Write about how you drive (or why you don’t).

I drive less well than I did when I was in my 40s. However, I make up for that loss of quality with the increasing volume of advice I dispense to other drivers.

Write about an experience that made you very happy.

Starting on WordPress made me happy. It was a bit of a trial at first, and still can be on some days, but overall, I’m happy when I’m typing and thinking of all the interesting people out there.

I was also happy when I found the random subject generator. I was having a tough morning thinking and it has eased the burden of thinking quite nicely.

Who from your past do you wish were still around?

Actually, shelve what I just said about it making me happy. You can’t live your life looking back and thinking about what might have been.

There are dozens of family members that I’d like to have around, but I’d want them back in healthy and happy times, not how they were when they died. And that sounds a bit like the plot for a horrible sci-fi plot.

I’m not sure whether to go for another random title or not.

Write about your feet.

Yes, time to call it a day. My feet have done sterling service over the years but this is one subject too many…


Paths of Glory

The boast of heraldry, the pomp of pow’r,
         And all that beauty, all that wealth e’er gave,
Awaits alike th’ inevitable hour.
         The paths of glory lead but to the grave.
I’ve just finished reading The Final Whistle: The Great War in Fifteen Players . I bought it last week when I was supposedly getting rid of some books at the Oxfam shop. It is, as you may be able to guess from the title, a book about the Great War and rugby. I’m not one of those people who can quote details of Divisions and battles and all that stuff but I do have an interest in the subject, and I also like rugby.
As a result, I am now motivated to finish a post I began after visiting Southwell Minster. For me, the most interesting part of the visit is the original wooden grave marker of Major J P Becher.

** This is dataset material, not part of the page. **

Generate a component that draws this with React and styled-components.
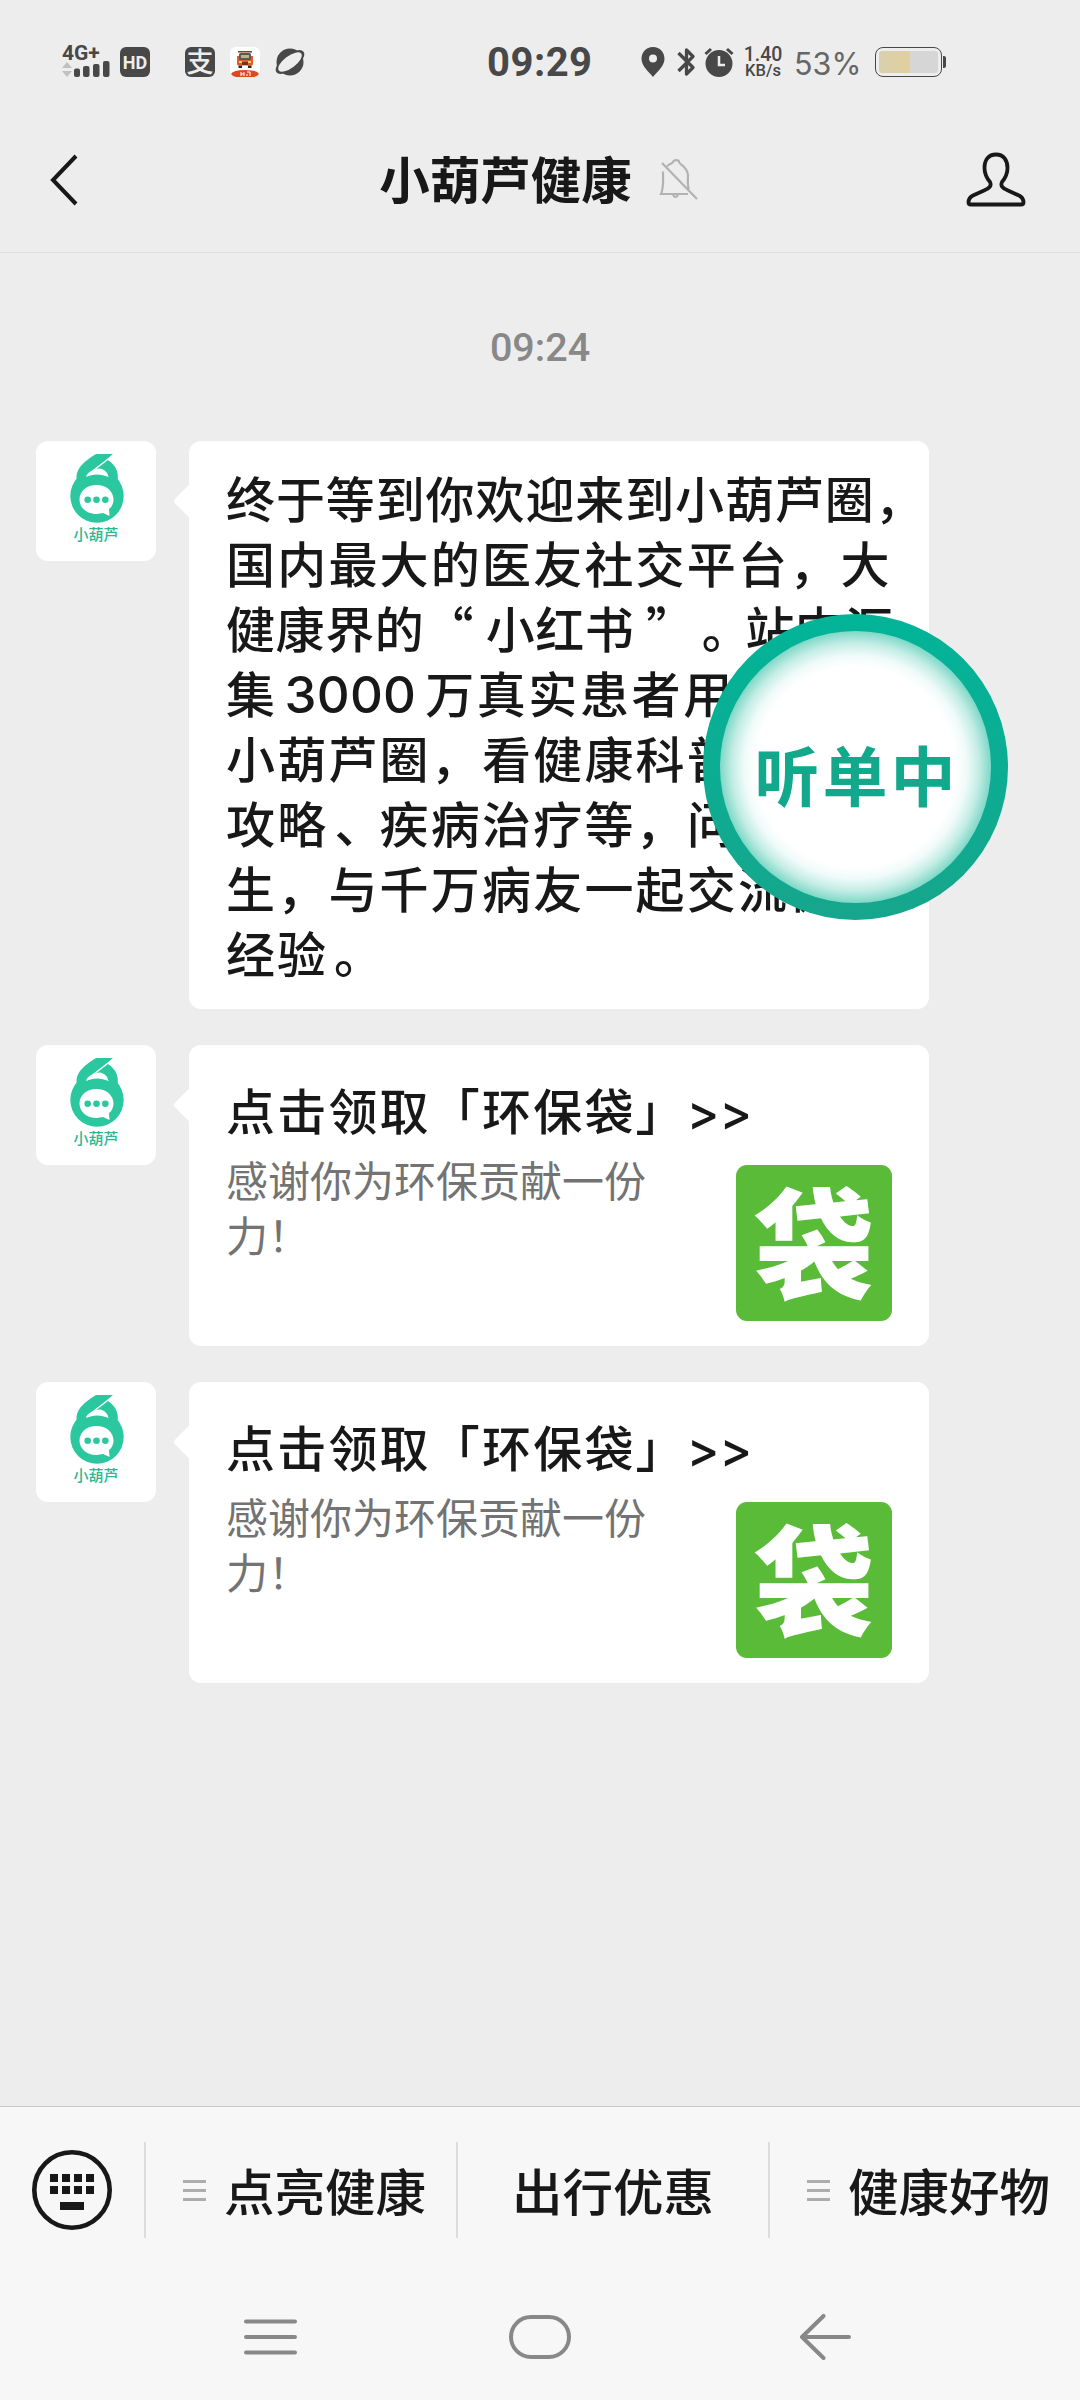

It’s on the wall of the graveyard at the east end of the Minster, and I always worry that one day it will disintegrate.

Original wooden grave marker at Southwell Minster

In this case, Major Becher is commemorated in many other places, as are his brothers-in-law. The brothers-in-law were both killed on the day that Becher suffered his fatal wounds. He lived on for another ten weeks before finally dying, having been too badly injured to be sent home from France.

Grave marker – Major J P Becher

His son, as seen from the small cross in the picture, died in the Second World War.

Father and son

Families were allowed to have the original wooden grave markers returned to them when the permanent stone markers were erected, though I’m not sure how many actually applied for them. I imagine that although it represented closure for many families, it was far too painful for others.
One of my great grandmothers, having lost a son and a son-in-law and seen two other sons seriously injured, refused to even to discuss the war. Another one, having been widowed and left with three young daughters, died in the TB hospital in Lancaster five years after the death of her husband.
It was International Women’s Day yesterday, so it might be appropriate to spend a moment thinking about the women in this story, who also suffered in the war, though nobody erected a memorial to them.
The above link to my great grandmother’s headstone was a complete surprise to me. I was going to add CWGC details but browsed a few others and found that. Though I’ve been in that church and graveyard several times in the past I never thought to look for family gravestones at the time and it was on the list of “things to do”.
That’s the wonder of the web, and a whole new post.